Obama began his speech on Sunday with a riff of praise for Israeli President Shimon Peres, but mentioned Netanyahu only in passing, like a brother-in-law whom one can't avoid. Though the Israeli presidency is a ceremonial post, Peres has let the public know he opposes an Israeli attack on Iran. Obama defined the danger of an Iranian bomb as setting off a Middle East arms race. That's a pragmatic reading of danger: American (and Israeli) nuclear deterrence could keep Teheran from using a bomb, but the more countries have nukes, the more likely it is that someone will slip and push a button.
As Spencer Ackerman has noted, Obama put down a red line: America will prevent Iran "from acquiring a nuclear weapon." Israel has implied that it wants the prerogative to launch its bombers far earlier than that-before, Iranian nuclear facilities have been placed deep enough underground that they are safe from Israel's limited weaponry. Obama demanded time for the sanctions he's succeeded in arranging to work. As if he'd read the text of Netanyahu's speech in advance, he decried "bluster" and "loose talk of war."
Speaking to AIPAC, Netanyahu virtually waved his finger in Obama's face. "Diplomacy … hasn't worked," he said; neither have sanctions, nor will deterrence. Netanyahu cited the proliferation risk, but his bottom line was that Iran works for Israel's "destruction-each day, every day, relentlessly."

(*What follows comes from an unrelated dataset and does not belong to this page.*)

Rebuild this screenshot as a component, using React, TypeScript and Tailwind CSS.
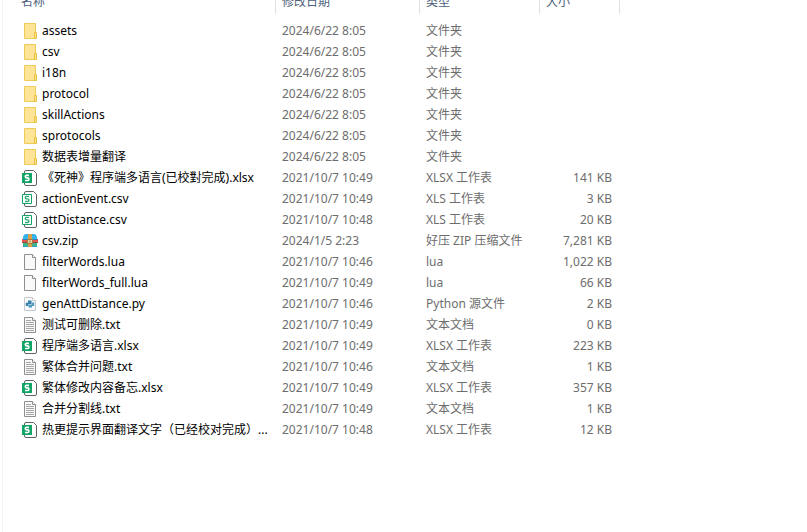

The last thing I'd suggest is to dismiss Iran's animus toward Israel. But it's clear that Netanyahu's evaluation of what Iran will and won't do is based on more than intelligence reports. He'd say it's based on history, but it's a mythic reading of history, an understanding in which Jews are threatened by a single implacable enemy, unchanging in its essence, shifting only in its shape.
Netanyahu equated hesitation before attacking Iran to America's refusal to bomb Auschwitz in 1944. As additional support for his case, Netanyahu cited the biblical Book of Esther, which will be read in synagogues on the holiday of Purim this week. He described Haman, the villain of that ancient story, as "a Persian anti-Semite [who] tried to annihilate the Jewish people." In Jewish legend, I should note, Haman is understood to be from the tribe of Amalek, which tried to destroy the Israelites when they left Egypt and endlessly keeps trying. The reasoning of Netanyahu's speech, if "reasoning" can be used in this context, is that Amalek, Haman, Hitler and the current leaders of Teheran are all the same.

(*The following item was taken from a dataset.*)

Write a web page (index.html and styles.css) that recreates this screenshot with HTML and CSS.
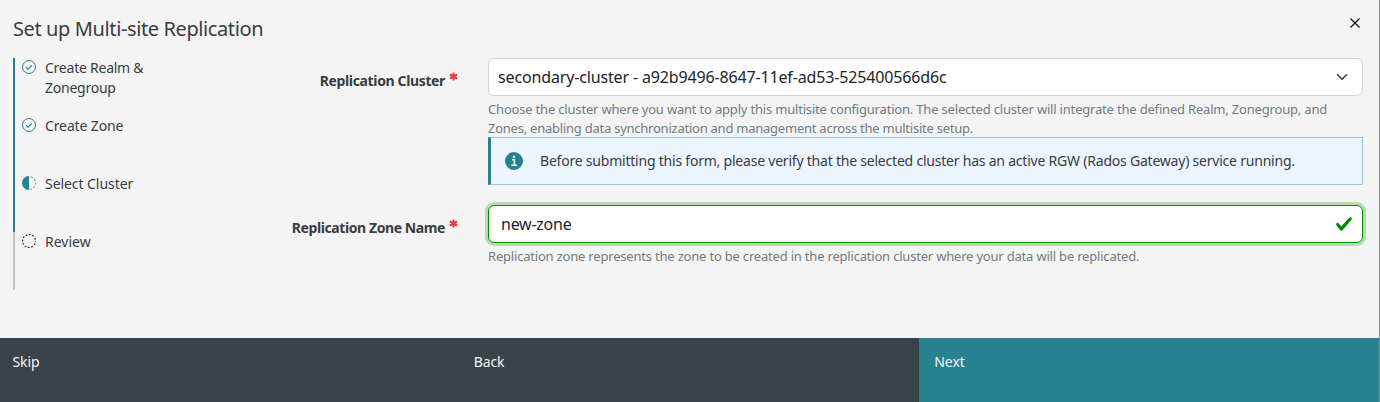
FILE: index.html
```html
<!DOCTYPE html>
<html lang="en">
<head>
<meta charset="utf-8">
<title>Set up Multi-site Replication</title>
<link rel="stylesheet" href="styles.css">
</head>
<body>
<div class="modal">
  <header class="header">
    <h1 class="title">Set up Multi-site Replication</h1>
    <button class="close" aria-label="Close"><svg width="20" height="20" viewBox="0 0 32 32"><path fill="currentColor" d="M17.4141 16L24 9.4141 22.5859 8 16 14.5859 9.4143 8 8 9.4141 14.5859 16 8 22.5859 9.4143 24 16 17.4141 22.5859 24 24 22.5859z"/></svg></button>
  </header>
  <main class="body">
    <ol class="steps">
      <li class="step done">
        <svg class="mark" viewBox="0 0 14 14"><circle cx="7" cy="7" r="6.5" fill="none" stroke="currentColor"/><path d="M4 7.2l2 2 3.9-3.9" fill="none" stroke="currentColor" stroke-width="1.1"/></svg>
        <span class="s1">Create Realm &amp;<br>Zonegroup</span>
      </li>
      <li class="step done">
        <svg class="mark" viewBox="0 0 14 14"><circle cx="7" cy="7" r="6.5" fill="none" stroke="currentColor"/><path d="M4 7.2l2 2 3.9-3.9" fill="none" stroke="currentColor" stroke-width="1.1"/></svg>
        <span class="s2">Create Zone</span>
      </li>
      <li class="step done">
        <svg class="mark" viewBox="0 0 14 14"><path d="M7 0a7 7 0 0 0 0 14z" fill="currentColor"/><path d="M7 .5a6.5 6.5 0 0 1 0 13" fill="none" stroke="currentColor" stroke-dasharray="1.9 1.9" stroke-dashoffset="-2"/></svg>
        <span class="s3">Select Cluster</span>
      </li>
      <li class="step">
        <svg class="mark" viewBox="0 0 14 14"><circle cx="7" cy="7" r="6.5" fill="none" stroke="currentColor" stroke-width="1.1" stroke-dasharray="1.7 1.704" stroke-dashoffset=".85"/></svg>
        <span>Review</span>
      </li>
    </ol>
    <form class="form">
      <div class="row">
        <label class="label"><span class="l1">Replication Cluster</span><svg class="star" viewBox="0 0 10 10"><path d="M5 .5v9M1 2.8l8 4.4M1 7.2l8-4.4" stroke="currentColor" stroke-width="2.3"/></svg></label>
        <div class="field">
          <div class="control select"><span class="v1">secondary-cluster - a92b9496-8647-11ef-ad53-525400566d6c</span><svg width="12" height="12" viewBox="0 0 16 16"><path d="M2 5l6 6 6-6" fill="none" stroke="#343a40" stroke-width="2" stroke-linecap="round" stroke-linejoin="round"/></svg></div>
          <p class="help"><span class="h1">Choose the cluster where you want to apply this multisite configuration. The selected cluster will integrate the defined Realm, Zonegroup, and</span><br><span class="h2">Zones, enabling data synchronization and management across the multisite setup.</span></p>
          <div class="alert"><svg class="info" viewBox="0 0 18 18"><circle cx="9" cy="9" r="9" fill="#25828e"/><path d="M7 7.7h2.4v5.4M6.3 13.3h5.6" fill="none" stroke="#edf5ff" stroke-width="1.6"/><circle cx="9" cy="4.7" r="1.3" fill="#edf5ff"/></svg><span class="a1">Before submitting this form, please verify that the selected cluster has an active RGW (Rados Gateway) service running.</span></div>
        </div>
      </div>
      <div class="row">
        <label class="label"><span class="l2">Replication Zone Name</span><svg class="star" viewBox="0 0 10 10"><path d="M5 .5v9M1 2.8l8 4.4M1 7.2l8-4.4" stroke="currentColor" stroke-width="2.3"/></svg></label>
        <div class="field">
          <div class="control valid"><span class="v2">new-zone</span><svg width="18" height="18" viewBox="0 0 8 8"><path fill="#008a00" d="M2.3 6.73L.6 4.53c-.4-1.04.46-1.4 1.1-.8l1.1 1.4 3.4-3.8c.6-.63 1.6-.27 1.2.7l-4 4.6c-.43.5-.8.4-1.1.1z"/></svg></div>
          <p class="help"><span class="h3">Replication zone represents the zone to be created in the replication cluster where your data will be replicated.</span></p>
        </div>
      </div>
    </form>
  </main>
  <footer class="footer">
    <button class="btn skip">Skip</button>
    <button class="btn">Back</button>
    <button class="btn next">Next</button>
  </footer>
</div>
</body>
</html>
```

FILE: styles.css
```css
* { box-sizing: border-box; }
body { margin: 0; background: #8d8d8d; font: 14px/20px "Noto Sans", sans-serif; color: #373d43; }
.modal { width: 1379px; height: 402px; background: #f4f4f4; display: flex; flex-direction: column; }
.header { height: 58px; display: flex; justify-content: space-between; padding: 13px 14px 0 13px; }
.title { margin: 0; font-size: 20px; line-height: 32px; font-weight: 400; white-space: nowrap; letter-spacing: -.39px; }
.close { border: 0; background: none; padding: 0; width: 20px; height: 20px; color: #161616; }
.close svg { display: block; }
.body { flex: 1; display: flex; }
.steps { list-style: none; margin: 0 0 0 13px; padding: 0; width: 245px; }
.step { height: 58px; border-left: 2px solid #c6c6c6; padding-left: 7px; display: flex; gap: 9px; color: #373d43; }
.step.done { border-color: #25828e; }
.step span { white-space: nowrap; }
.s1 { letter-spacing: -.24px; }
.s2 { letter-spacing: -.12px; }
.s3 { letter-spacing: -.06px; }
.mark { width: 14px; height: 14px; margin-top: 2px; flex: none; color: #161616; }
.done .mark { color: #25828e; }
.form { width: 1105px; display: flex; flex-direction: column; gap: 20px; }
.row { display: grid; grid-template-columns: 230px 875px; }
.label { padding: 13px 30px 0 0; display: flex; justify-content: flex-end; gap: 4px; font-weight: 700; white-space: nowrap; }
.l1 { letter-spacing: -.36px; }
.l2 { letter-spacing: -.41px; }
.star { width: 9px; height: 9px; margin-top: 1px; color: #e23c50; }
.control { height: 38px; background: #fff; border: 1px solid #ced4da; border-radius: 6px; padding: 0 14px 0 9px; display: flex; align-items: center; justify-content: space-between; font-size: 16px; color: #212529; white-space: nowrap; }
.valid { border-color: #008a00; box-shadow: 0 0 0 3px rgba(0, 138, 0, .25); padding: 0 9px 0 12px; }
.v1 { letter-spacing: -.15px; }
.v2 { letter-spacing: -.25px; }
.help { margin: 4px 0 0; font-size: 13px; line-height: 19px; color: #727b83; white-space: nowrap; height: 37px; }
.h1 { letter-spacing: -.187px; }
.h2 { letter-spacing: -.24px; }
.h3 { letter-spacing: -.196px; }
.alert { height: 48px; background: #edf5ff; border: 1px solid #97c6d3; border-left: 3px solid #25828e; padding-left: 14px; display: flex; align-items: center; gap: 17px; white-space: nowrap; }
.a1 { letter-spacing: -.216px; }
.info { width: 18px; height: 18px; flex: none; }
.footer { height: 64px; display: grid; grid-template-columns: repeat(3, 1fr); background: #394348; }
.btn { border: 0; background: none; color: #f4f4f4; font: inherit; text-align: left; padding: 14px 14px 0; display: flex; align-items: flex-start; letter-spacing: -.1px; }
.skip { padding-left: 12.5px; }
.next { background: #25828e; padding-left: 15px; letter-spacing: -.1px; }
```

The standing ovations that this story of eternal victimhood brought, from an audience living in a country where Jews enjoy the greatest acceptance in their history-an audience supporting a successful Jewish state-were surreal. But an AIPAC convention apparently draws that portion of American Jewry for which learned anxiety is more powerful than any experience of safety.
It's possible-even probable-that Netanyahu will accept an American veto, if made clear enough. But even if that happens, Netanyahu has succeeded in pushing Israeli-Palestinian peace to the margins of the U.S.-Israel diplomatic agenda.
Compare this year's speeches to last year's. Addressing AIPAC in 2011, Obama devoted about 200 words of a 3,000-word speech to Iran. The concluding section, nearly half the speech, portrayed the urgent need for an Israeli-Palestinian peace agreement, "based on the 1967 lines with mutually agreed swaps." This year, the proportions were reversed: Obama spent less than 200 words defending the very fact that he'd ever engaged in peace efforts. His long crescendo dealt with Iran. Last year, Netanyahu had to declare, "Peace between Israelis and Palestinians is a vital interest for us," even while putting all blame for the failure to achieve it on the other side. This year he felt free to leave the word "Palestinian" out completely.
That doesn't mean the issue has disappeared. There's nothing static about the status quo. Two weeks ago, an Israeli planning authority approved nearly 700 new homes in settlements in an area north of Ramallah that Israel would have to give up in any two-state accord. Palestinian frustration with the diplomatic stalemate is growing; the only question is whether it will explode in violent or non-violent protest. Even conservative European leaders such as Germany's Angela Merkel are tired of Netanyahu's policies. Without a two-state agreement, international pressure to declare a single state between the Mediterranean and Jordan will grow-a "solution" almost certain to be disastrous.
Indeed, were Netanyahu rationally preparing for war with Iran, he'd want to make a show of serious negotiations with the Palestinians. That would allow him to bring centrist parties into a much wider governing coalition. It would improve Israel's diplomatic standing, especially in Europe but also in the Arab world. He'd look like a statesman seeking peace and pushed against his will to use his military against Iran.
So Netanyahu's actual behavior raises a question: Is his bellicosity a bluff, intended to scare Iran, pressure other countries to increase sanctions, or press the United States to attack? Or is he serious about the threat, but incompetent in preparing to carry it out? For the moment, we would need a transcript of Netanyahu's thoughts to know.